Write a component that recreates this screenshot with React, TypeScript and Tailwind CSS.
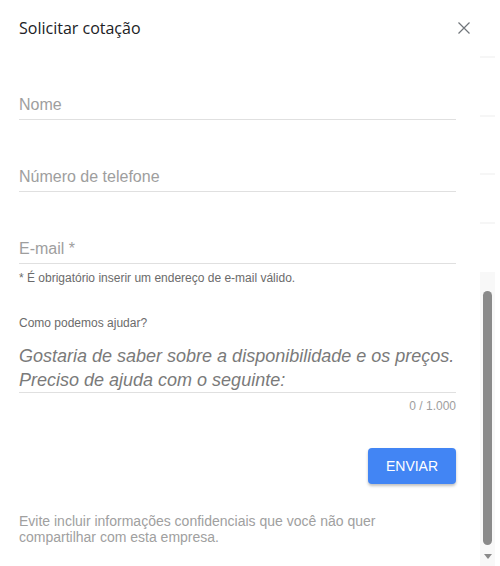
import React, { useState } from "react";

const arial = { fontFamily: '"Liberation Sans", Arial, sans-serif' };

function Campo({ placeholder, className }: { placeholder: string; className?: string }) {
  return (
    <div className={"border-b border-[#e0e0e0] pb-[3px] " + (className ?? "")}>
      <div className="text-[16px] leading-[22px] text-[#9e9e9e]" style={arial}>
        {placeholder}
      </div>
    </div>
  );
}

export default function App() {
  const [mensagem] = useState("");

  return (
    <div className="flex w-[500px] h-[566px] bg-white overflow-hidden">
      {/* coluna principal */}
      <div className="w-[480px] flex flex-col">
        {/* Cabeçalho */}
        <div className="h-[56px] flex items-center justify-between pl-[19px] pr-[4px]">
          <h2
            className="text-[16px] leading-[24px] text-[#202124]"
            style={{ fontFamily: '"Open Sans", sans-serif' }}
          >
            Solicitar cotação
          </h2>
          <button className="w-[24px] h-[24px] flex items-center justify-center">
            <svg width="12" height="12" viewBox="0 0 12 12">
              <path d="M0.5 0.5 L11.5 11.5 M11.5 0.5 L0.5 11.5" stroke="#70757a" strokeWidth="1.2" fill="none" />
            </svg>
          </button>
        </div>

        <div className="pl-[19px] pr-[24px] flex flex-col" style={arial}>
          {/* Nome */}
          <Campo placeholder="Nome" className="mt-[38px]" />

          {/* Telefone */}
          <Campo placeholder="Número de telefone" className="mt-[46px]" />

          {/* E-mail */}
          <Campo placeholder="E-mail *" className="mt-[46px]" />
          <p className="mt-[6px] text-[12px] leading-[16px] text-[#6b6b6b]">
            * É obrigatório inserir um endereço de e-mail válido.
          </p>

          {/* Mensagem */}
          <p className="mt-[29px] text-[12px] leading-[16px] text-[#6b6b6b]">Como podemos ajudar?</p>
          <div className="mt-[13px] border-b border-[#e0e0e0]">
            <p className="text-[18px] leading-[24px] italic text-[#7a7a7a]">
              Gostaria de saber sobre a disponibilidade e os preços.
              <br />
              Preciso de ajuda com o seguinte:
            </p>
          </div>
          <p className="mt-[5px] text-right text-[12px] leading-[16px] text-[#9e9e9e]">
            {mensagem.length} / 1.000
          </p>

          <div className="mt-[34px] flex justify-end">
            <button className="w-[88px] h-[36px] rounded-[4px] bg-[#4285f4] text-white text-[14px] shadow-[0_2px_3px_rgba(0,0,0,0.25)]">
              ENVIAR
            </button>
          </div>

          <p className="mt-[29px] max-w-[400px] text-[14px] leading-[16px] text-[#a0a0a0]">
            Evite incluir informações confidenciais que você não quer compartilhar com esta empresa.
          </p>
        </div>
      </div>

      {/* barra de rolagem */}
      <div className="w-[20px] flex flex-col">
        <div className="mt-[56px] w-[15px] h-[2px] bg-[#f6f6f6]" />
        <div className="mt-[57px] w-[15px] h-[2px] bg-[#f6f6f6]" />
        <div className="mt-[56px] w-[15px] h-[2px] bg-[#f6f6f6]" />
        <div className="mt-[47px] w-[15px] h-[2px] bg-[#f6f6f6]" />
        <div className="mt-[48px] w-[15px] flex-1 bg-[#f8f8f8] flex flex-col items-center pt-[19px]">
          <div className="w-[9px] h-[254px] rounded-full bg-[#8a8a8a]" />
          <svg className="mt-[9px]" width="8" height="5" viewBox="0 0 8 5">
            <path d="M0 0 H8 L4 5 Z" fill="#8a8a8a" />
          </svg>
        </div>
      </div>
    </div>
  );
}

TASK GOAL =>
From the data, list each line in which the string "React" appears.

EXERCISE OUTPUT =>
Write a component that recreates this screenshot with React, TypeScript and Tailwind CSS.
import React, { useState } from "react";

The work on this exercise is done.